Princess Nausicaa herself seems like a heroine in the mold of Joan of Arc - - an adored, virginal matriarch with a saintly compulsion to peace that's coupled with an expert capability for violence. She’s a take-action heroine who doesn’t feel like a man in drag; a girl who can kick ass when she must, not when she's trying to titillate. Likewise, the cyborg Princess Kushana (seeming like a prototype for Lady Eboshi in PRINCESS MONONOKE) is an antagonist who doesn't fall into any of the easy archetypes that less sophisticated parables would settle for. She's a power-hungry, war-mongering monarch, to be sure, but it's very hard not to be impressed by her indomitable will as she surmounts her own daunting gauntlet of challenges (and enjoys some wonderful moments of bickering levity with her henpecked husband.)
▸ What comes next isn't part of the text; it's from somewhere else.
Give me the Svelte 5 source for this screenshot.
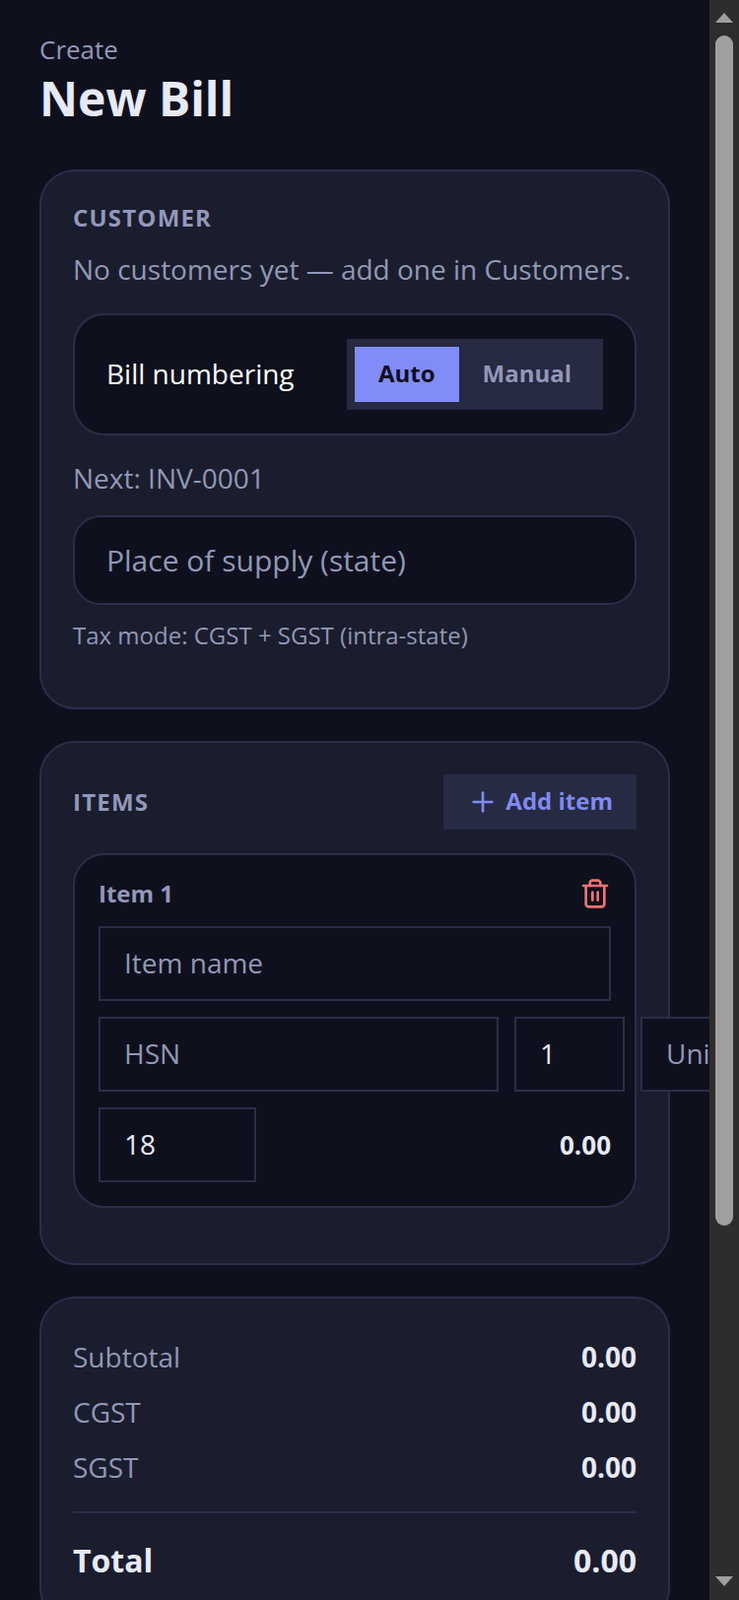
<script>
  let placeOfSupply = $state('');
  let numbering = $state('auto');
  let items = $state([{ name: '', hsn: '', qty: 1, unit: '', tax: 18 }]);
</script>

<div class="shell">
  <main>
    <header>
      <p class="eyebrow">Create</p>
      <h1>New Bill</h1>
    </header>

    <section class="card">
      <h2 class="label">CUSTOMER</h2>
      <p class="hint">No customers yet — add one in Customers.</p>

      <div class="numbering">
        <span>Bill numbering</span>
        <div class="toggle">
          <button class:active={numbering === 'auto'} onclick={() => numbering = 'auto'}>Auto</button>
          <button class:active={numbering === 'manual'} onclick={() => numbering = 'manual'}>Manual</button>
        </div>
      </div>

      <p class="next">Next: INV-0001</p>
      <input class="field" bind:value={placeOfSupply} placeholder="Place of supply (state)" />
      <p class="taxmode">Tax mode: CGST + SGST (intra-state)</p>
    </section>

    <section class="card">
      <div class="items-head">
        <h2 class="label">ITEMS</h2>
        <button class="add">
          <svg width="32" height="32" viewBox="0 0 24 24" fill="none" stroke="currentColor" stroke-width="2" stroke-linecap="round" stroke-linejoin="round">
            <path d="M5 12h14" />
            <path d="M12 5v14" />
          </svg>
          <span>Add item</span>
        </button>
      </div>

      {#each items as item, i}
        <div class="item">
          <div class="item-top">
            <span class="item-title">Item {i + 1}</span>
            <button class="trash" aria-label="Remove item">
              <svg width="32" height="32" viewBox="0 0 24 24" fill="none" stroke="currentColor" stroke-width="2" stroke-linecap="round" stroke-linejoin="round">
                <path d="M3 6h18" />
                <path d="M19 6v14c0 1-1 2-2 2H7c-1 0-2-1-2-2V6" />
                <path d="M8 6V4c0-1 1-2 2-2h4c1 0 2 1 2 2v2" />
                <path d="M10 11v6" />
                <path d="M14 11v6" />
              </svg>
            </button>
          </div>
          <input class="small wide" bind:value={item.name} placeholder="Item name" />
          <div class="row">
            <input class="small hsn" bind:value={item.hsn} placeholder="HSN" />
            <input class="small qty" bind:value={item.qty} />
            <input class="small unit" bind:value={item.unit} placeholder="Unit" />
          </div>
          <div class="row">
            <input class="small tax" bind:value={item.tax} />
            <span class="amount">0.00</span>
          </div>
        </div>
      {/each}
    </section>

    <section class="card totals">
      <div class="line"><span>Subtotal</span><b>0.00</b></div>
      <div class="line"><span>CGST</span><b>0.00</b></div>
      <div class="line"><span>SGST</span><b>0.00</b></div>
      <div class="line total"><span>Total</span><b>0.00</b></div>
    </section>
  </main>

  <!-- the window's scrollbar -->
  <div class="scrollbar" aria-hidden="true">
    <svg class="arrow up" width="18" height="10" viewBox="0 0 18 10"><path d="M9 0l9 10H0z" /></svg>
    <div class="thumb"></div>
    <svg class="arrow down" width="18" height="10" viewBox="0 0 18 10"><path d="M0 0h18L9 10z" /></svg>
  </div>
</div>

<style>
  :global(body) {
    font-family: 'Open Sans', sans-serif;
    background: #0e101e;
    color: #e8eaf6;
  }

  * { box-sizing: border-box; margin: 0; padding: 0; }

  .shell {
    display: flex;
    height: 100vh;
    overflow: hidden;
  }

  main {
    flex: 1;
    min-width: 0;
    overflow-x: hidden;
    overflow-y: auto;
    padding: 32px 40px;
    display: flex;
    flex-direction: column;
    gap: 32px;
  }

  main > * { flex-shrink: 0; }

  .scrollbar {
    flex: 0 0 30px;
    display: flex;
    flex-direction: column;
    align-items: center;
    background: #2d2d2d;
  }

  .arrow { fill: #9f9f9f; }
  .up { margin-top: 13px; }
  .down { margin-top: auto; margin-bottom: 14px; }

  .thumb {
    width: 18px;
    height: 1208px;
    margin-top: 13px;
    background: #9f9f9f;
    border-radius: 9px;
  }

  header { margin-bottom: 8px; }

  .eyebrow {
    font-size: 26px;
    line-height: 36px;
    color: #9298b4;
  }

  h1 {
    font-size: 48px;
    line-height: 64px;
    font-weight: 700;
    color: #e8eaf6;
  }

  .card {
    background: #1a1d2e;
    border: 2px solid #2a2e48;
    border-radius: 36px;
    padding: 32px;
  }

  .label {
    font-size: 24px;
    line-height: 30px;
    font-weight: 700;
    letter-spacing: 1.2px;
    color: #9298b8;
  }

  .hint {
    margin-top: 18px;
    font-size: 28px;
    line-height: 38px;
    color: #9298b4;
  }

  .numbering {
    margin-top: 26px;
    display: flex;
    align-items: center;
    justify-content: space-between;
    padding: 24px 32px;
    background: #0e101e;
    border: 2px solid #2a2e48;
    border-radius: 32px;
    font-size: 28px;
    color: #fff;
  }

  .numbering > span { padding-bottom: 2px; }

  .toggle {
    display: flex;
    padding: 8px;
    background: #262a42;
  }

  button {
    font-family: inherit;
    border: none;
    background: none;
    cursor: pointer;
  }

  .toggle button {
    height: 56px;
    padding: 0 24px 3px;
    font-size: 24px;
    font-weight: 700;
    color: #9298b8;
  }

  .toggle button.active {
    background: #818cf8;
    color: #0e101e;
  }

  .next {
    margin-top: 24px;
    font-size: 28px;
    line-height: 38px;
    color: #9298b4;
  }

  input {
    display: block;
    font-family: inherit;
    background: #0e101e;
    border: 2px solid #2a2e48;
    color: #e8eaf6;
    outline: none;
  }

  input::placeholder {
    color: #9298b4;
    opacity: 1;
  }

  .field {
    margin-top: 19px;
    width: 100%;
    height: 91px;
    padding: 0 32px;
    font-size: 30px;
    border-radius: 28px;
  }

  .taxmode {
    margin-top: 14px;
    margin-bottom: 24px;
    font-size: 24px;
    line-height: 34px;
    color: #9298b4;
  }

  .items-head {
    display: flex;
    align-items: center;
    justify-content: space-between;
  }

  .add {
    display: flex;
    align-items: center;
    gap: 7px;
    height: 56px;
    padding: 0 24px;
    background: #262a42;
    color: #7f8af0;
    font-size: 24px;
    font-weight: 700;
  }

  .add span { padding-bottom: 4px; }

  .item {
    margin-top: 24px;
    margin-bottom: 24px;
    padding: 20px 24px 24px;
    background: #0e101e;
    border: 2px solid #2a2e48;
    border-radius: 32px;
  }

  .item-top {
    display: flex;
    align-items: center;
    justify-content: space-between;
    height: 36px;
    margin-bottom: 16px;
  }

  .item-title {
    font-size: 24px;
    font-weight: 700;
    color: #9298b8;
  }

  .trash {
    display: flex;
    color: #f07272;
    margin-top: 2px;
  }

  .small {
    height: 76px;
    padding: 0 24px 2px;
    font-size: 28px;
  }

  .wide { width: 100%; }

  .row {
    margin-top: 16px;
    display: flex;
    align-items: center;
    gap: 16px;
  }

  .hsn { flex: 0 0 406px; width: 406px; }
  .qty { flex: 0 0 112px; width: 112px; }
  .unit { flex: 0 0 160px; width: 160px; }
  .tax { flex: 0 0 160px; width: 160px; }

  .amount {
    margin-left: auto;
    font-size: 26px;
    font-weight: 700;
    color: #e8eaf6;
  }

  .totals { padding-top: 31px; }

  .line {
    display: flex;
    align-items: center;
    justify-content: space-between;
    height: 56px;
    font-size: 28px;
    color: #9298b4;
  }

  .line b {
    font-weight: 700;
    color: #e8eaf6;
  }

  .total {
    margin-top: 17px;
    padding-top: 17px;
    height: 80px;
    border-top: 2px solid #2a2e48;
    font-size: 32px;
    font-weight: 700;
    color: #e8eaf6;
  }
</style>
The ladies clash sabres as Nausicaa navigates, on her wondrous glider, through a three-party conflict of kingdoms that mixes medieval armaments with modern vehicles, and man-made weapons with colossally-scoped ones of the natural, unnatural and mutated variety. It’s an anti-war adventure (and why exactly is that concept such a bugaboo to so many?) that never delivers its themes with a heavy hand. There are no preachy “message moments,” only lucid statements of fact. It even handles an environmentalist message more maturely in Nausicaa’s relationship with the bugs which asks simply for understanding and respect, not limp and obsequious pandering.
As mentioned, this was an older print and, as it stands, it's perhaps an exhibit to show purists that subs aren’t always the most ideal translation for a film. I haven’t seen the dub Disney did a few years back with Alison Lohman and Patrick Stewart, et al, and yes, I'm aware of the much-maligned WARRIORS OF THE WIND cut that infamously excised 30 minutes of screen time. Still, this purest version's still saddled with some unnecessary-unto-disruptive dialog that has characters stating outright what can so easily just be seen on screen.
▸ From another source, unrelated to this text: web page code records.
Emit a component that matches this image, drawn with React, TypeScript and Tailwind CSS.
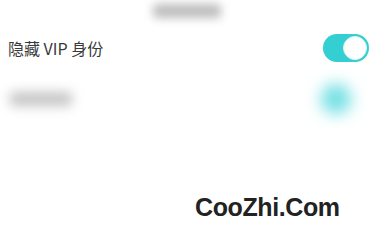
export default function App() {
  return (
    <div className="relative w-[373px] h-[236px] overflow-hidden bg-white font-['Liberation_Sans','Noto_Sans_CJK_SC',sans-serif]">
      <header className="h-[22px] flex items-center justify-center">
        <div className="w-[68px] h-[14px] rounded bg-[#bdbdbd] blur-[5px]" />
      </header>

      <div className="h-[51px] flex items-center justify-between pl-2 pr-[4px]">
        <span className="text-[16px] text-[#3a3a3a] font-['Noto_Sans_CJK_SC',sans-serif]">隐藏 VIP 身份</span>
        <div className="w-[46px] h-[28px] rounded-full bg-[#33cfd2] flex items-center justify-end p-[2px]">
          <div className="w-[24px] h-[24px] rounded-full bg-white border border-[#d8f4f4]" />
        </div>
      </div>

      <div className="h-[51px] flex items-center justify-between pl-[10px] pr-[22px]">
        <div className="w-[62px] h-[14px] rounded bg-[#c4c4c4] blur-[6px]" />
        <div className="w-[30px] h-[30px] rounded-full bg-[#6fdfe2] blur-[8px]" />
      </div>

      <div className="absolute left-[195px] top-[192px] text-[25px] leading-[30px] font-bold text-[#222] tracking-[-0.4px]">
        CooZhi.Com
      </div>
    </div>
  );
}
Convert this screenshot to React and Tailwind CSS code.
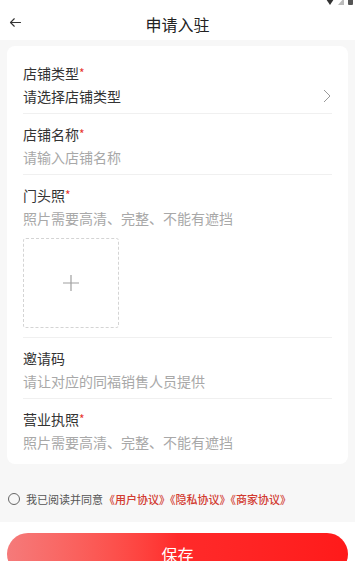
import React, { useState } from "react";

const Star = () => <span className="text-[#e8372f] text-[12px] align-top">*</span>;

const Row = ({ label, required, children, last, className = "" }) => (
  <div className={`${last ? "" : "border-b border-[#f0f0f0]"} ${className}`}>
    <div className="text-[14px] leading-[20px] text-[#333]">
      {label}
      {required && <Star />}
    </div>
    {children}
  </div>
);

const Hint = ({ children }) => (
  <div className="mt-[3px] text-[14px] leading-[20px] text-[#a8a8a8]">{children}</div>
);

const App = () => {
  const [agreed, setAgreed] = useState(false);

  return (
    <div
      className="w-[355px] h-[561px] overflow-hidden bg-white flex flex-col"
      style={{ fontFamily: '"Noto Sans CJK SC", "Noto Sans", sans-serif' }}
    >
      {/* status bar */}
      <div className="relative h-0">
        <div className="absolute right-[2px] top-[-3px] flex items-center gap-[4px]">
          <svg width="8" height="7" viewBox="0 0 8 7">
            <path d="M0 1 Q4 -1 8 1 L4 7 Z" fill="#333" />
          </svg>
          <svg width="6" height="7" viewBox="0 0 6 7">
            <path d="M6 0 V7 H0 Z" fill="#bbb" />
          </svg>
          <svg width="5" height="8" viewBox="0 0 5 8">
            <rect x="0" y="0" width="5" height="8" rx="1" fill="#555" />
          </svg>
        </div>
      </div>

      {/* header */}
      <div className="h-[40px] flex items-center relative shrink-0">
        <button className="absolute left-[8px] top-[15px] text-[#333]">
          <svg width="15" height="15" viewBox="0 0 24 24" fill="none" stroke="currentColor" strokeWidth="1.8" strokeLinecap="round" strokeLinejoin="round">
            <path d="M20 12H4M10 6l-6 6 6 6" />
          </svg>
        </button>
        <div className="flex-1 text-center text-[16px] leading-[22px] text-[#222] pt-[7px]">申请入驻</div>
      </div>

      {/* body */}
      <div className="bg-[#f7f7f7] pt-[6px] px-[7px] shrink-0">
        <div className="bg-white rounded-[8px] px-[16px] pt-[7px] pb-[12px]">
          <Row label="店铺类型" required className="pt-[10px] pb-[7px]">
            <div className="mt-[3px] flex items-center justify-between">
              <span className="text-[14px] leading-[20px] text-[#333]">请选择店铺类型</span>
              <svg width="10" height="16" viewBox="0 0 10 16" fill="none" stroke="#999" strokeWidth="1">
                <path d="M2 2l6 6-6 6" />
              </svg>
            </div>
          </Row>
          <Row label="店铺名称" required className="pt-[10px] pb-[7px]">
            <Hint>请输入店铺名称</Hint>
          </Row>
          <Row label="门头照" required className="pt-[10px] pb-[9px]">
            <Hint>照片需要高清、完整、不能有遮挡</Hint>
            <div className="mt-[10px] w-[96px] h-[90px] border border-dashed border-[#d4d4d4] rounded-[3px] flex items-center justify-center">
              <svg width="16" height="16" viewBox="0 0 16 16" stroke="#a0a0a0" strokeWidth="1.2">
                <path d="M8 0V16M0 8H16" />
              </svg>
            </div>
          </Row>
          <Row label="邀请码" className="pt-[10px] pb-[7px]">
            <Hint>请让对应的同福销售人员提供</Hint>
          </Row>
          <Row label="营业执照" required last className="pt-[10px]">
            <Hint>照片需要高清、完整、不能有遮挡</Hint>
          </Row>
        </div>

        {/* agreement */}
        <div className="pt-[27px] pb-[15px] flex items-center pl-[1px]">
          <button
            onClick={() => setAgreed(!agreed)}
            className={`w-[12px] h-[12px] rounded-full border ${agreed ? "border-[#f22] bg-[#f22]" : "border-[#666]"} mr-[6px]`}
          />
          <span className="text-[11px] leading-[16px] text-[#555]">我已阅读并同意</span>
          <span className="text-[11px] leading-[16px] text-[#d23a30] font-medium ml-[1px]">《用户协议》《隐私协议》《商家协议》</span>
        </div>
      </div>

      {/* save */}
      <div className="px-[7px] pt-[11px]">
        <button className="w-full h-[42px] rounded-full bg-gradient-to-r from-[#f57a7a] via-[#ff2a2a] to-[#ff1a1a] text-white text-[16px] leading-[22px]">
          保存
        </button>
      </div>
    </div>
  );
};

export default App;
Nausicaa struggles to hold up a colossal glass eyelid?
She says, “Oh! This big glass eyelid is so heavy!”
The big bugs’ eyes start turning from red to blue?
Somebody exclaims, “Oh! The bugs’ eyes are turning blue!”
And so on.
Japanese grammar may be difficult to translate to English, but I still wish the translation team could have had some room or motivation to come up with more interesting substitute lines.
Afterward, I found out this was based on a manga Miyazaki did that runs longer than 3000 pages. Call that R&D well spent, as NAUSICAA exhibits a world more detailed and realized than a movie's cramped production cycle usually allows time for. Though, perhaps that gets at my other mild frustration with the flick - - that there's so much to this world and its people, and yet we only get these brief glimpses of it all. This isn't an overstuffed adaptation, nor does it deviate from all the "Aristotelian unities" championed by so many a screenwriting guru, but it does still feel like NAUSICAA lands a little bit before it can jet into a rightfully epic flight.
Forget PORCO ROSSO's Adriatic Sea. It's been nearly 30 years since the release of this - - where are the further adventures in this most charming of nuclear wastelands?